CRD doesn't block content. It flags epistemic risk. The Control Plane uses CRD as one input to its governance decision — alongside charter rules, domain context, and action type. The result is a system that doesn't just prevent harmful outputs; it prevents unjustified certainty, which is the precursor to most AI failures in high-stakes domains.
Comparison: Post-Hoc Filtering vs. Deterministic Governance
| Dimension | Post-Hoc Filtering | Deterministic Governance |
| When enforcement happens | After generation | Before execution |
| Bypass resistance | Software-level (bypassable) | Hardware-isolated (physical) |
| Proof of enforcement | Mutable logs | Immutable hash-chained ledger |
| Latency overhead | 50-500ms (second model) | <1ms (hardware gate) |
| Dangerous computation | Occurs, then hidden | Prevented from executing |
| Auditor confidence | Low (logs can be edited) | High (cryptographic proof) |
| Regulatory standing | Best-effort compliance | Structural compliance |
The Regulatory Imperative
As the EU AI Act, NIST AI RMF, and sector-specific regulations begin to mandate forensic traceability for AI systems, the distinction between filtering and governance becomes a legal one. A filter that "usually works" is not a compliance posture.
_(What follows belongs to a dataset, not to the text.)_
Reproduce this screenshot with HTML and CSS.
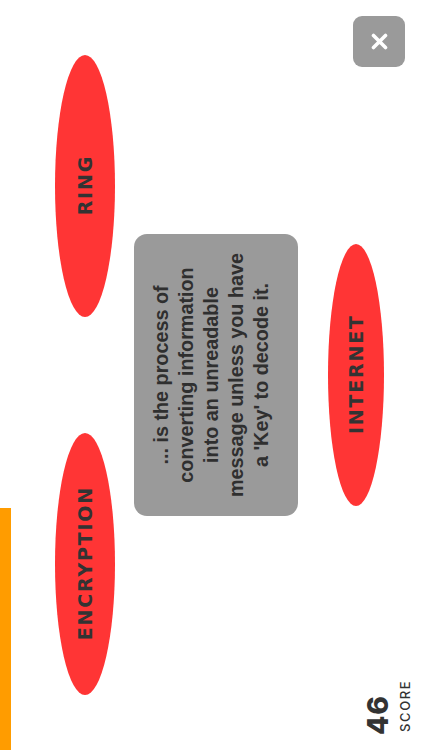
FILE: index.html
```html
<!DOCTYPE html>
<html lang="en">
<head>
<meta charset="utf-8">
<title>Quiz</title>
<link rel="stylesheet" href="styles.css">
</head>
<body>
<div class="screen">
  <div class="stage">
    <div class="progress"><div class="progress-fill" style="width:242px"></div></div>
    <div class="options-row">
      <div class="option"><span class="option-label">ENCRYPTION</span></div>
      <div class="option"><span class="option-label">RING</span></div>
    </div>
    <div class="question">
      <p class="question-text">... is the process of<br>converting information<br>into an unreadable<br>message unless you have<br>a 'Key' to decode it.</p>
    </div>
    <div class="option option-single"><span class="option-label">INTERNET</span></div>
    <div class="score">
      <span class="score-value">46</span>
      <span class="score-label">SCORE</span>
    </div>
    <button class="close" aria-label="Close">
      <svg width="17" height="17" viewBox="0 0 17 17"><path d="M2.5 2.5 L14.5 14.5 M14.5 2.5 L2.5 14.5" stroke="#fff" stroke-width="3.6" stroke-linecap="round" fill="none"/></svg>
    </button>
  </div>
</div>
</body>
</html>
```
FILE: styles.css
```css
html, body {
  margin: 0;
  padding: 0;
  background: #ffffff;
  overflow: hidden;
}
.screen {
  width: 422px;
  height: 750px;
  overflow: hidden;
  position: relative;
}
.stage {
  width: 750px;
  height: 422px;
  position: relative;
  transform-origin: 0 0;
  transform: translateY(750px) rotate(-90deg);
  display: flex;
  flex-direction: column;
  align-items: center;
  font-family: Inter, "Liberation Sans", sans-serif;
}
.progress {
  align-self: stretch;
  height: 11px;
}
.progress-fill {
  height: 11px;
  background: #ff9c00;
}
.options-row {
  margin-top: 44px;
  display: flex;
  gap: 116px;
  align-self: flex-start;
  padding-left: 55px;
}
.option {
  width: 262px;
  height: 60px;
  border-radius: 50%;
  background: #ff3535;
  display: flex;
  align-items: center;
  justify-content: center;
}
.option-single {
  margin-top: 30px;
  height: 56px;
}
.option-label {
  font-family: "DejaVu Sans", Verdana, sans-serif;
  font-weight: 700;
  font-size: 19px;
  letter-spacing: 1.8px;
  padding-left: 1.8px;
  color: #333333;
  line-height: 1;
}
.question {
  margin-top: 19px;
  width: 282px;
  height: 164px;
  border-radius: 13px;
  background: #9a9a9a;
  display: flex;
  align-items: center;
  justify-content: center;
  box-sizing: border-box;
  padding-bottom: 10px;
}
.question-text {
  margin: 0;
  font-family: "Liberation Sans", Arial, sans-serif;
  font-weight: 700;
  font-size: 19.8px;
  line-height: 25px;
  text-align: center;
  color: #2f2f2f;
}
.score {
  position: absolute;
  left: 15px;
  top: 363px;
  display: flex;
  flex-direction: column;
  color: #333333;
}
.score-value {
  font-weight: 800;
  font-size: 28px;
  line-height: 30px;
  letter-spacing: 1px;
}
.score-label {
  margin-top: 5px;
  font-weight: 500;
  font-size: 13px;
  line-height: 14px;
  letter-spacing: 1.6px;
  padding-left: 3px;
}
.close {
  position: absolute;
  right: 16px;
  bottom: 17px;
  width: 51px;
  height: 52px;
  border: none;
  border-radius: 9px;
  background: #9a9a9a;
  padding: 0;
  display: flex;
  align-items: center;
  justify-content: center;
}
.close svg {
  display: block;
}
```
A deterministic enforcement system with an immutable audit trail is.
Enterprise customers deploying AI in healthcare, finance, legal, and government contexts cannot afford "mostly safe." They need provable, auditable, structurally enforced governance — and they need it to hold up under adversarial conditions, regulatory scrutiny, and litigation discovery.
The bottom line: You can't filter your way to safety. You have to build it into the architecture. The Three-Plane Architecture doesn't make unsafe outputs invisible — it makes them physically impossible to execute.
The rest of the industry is building better filters. We built the brakes into the engine block. And brakes that are part of the engine cannot be removed without replacing the engine itself.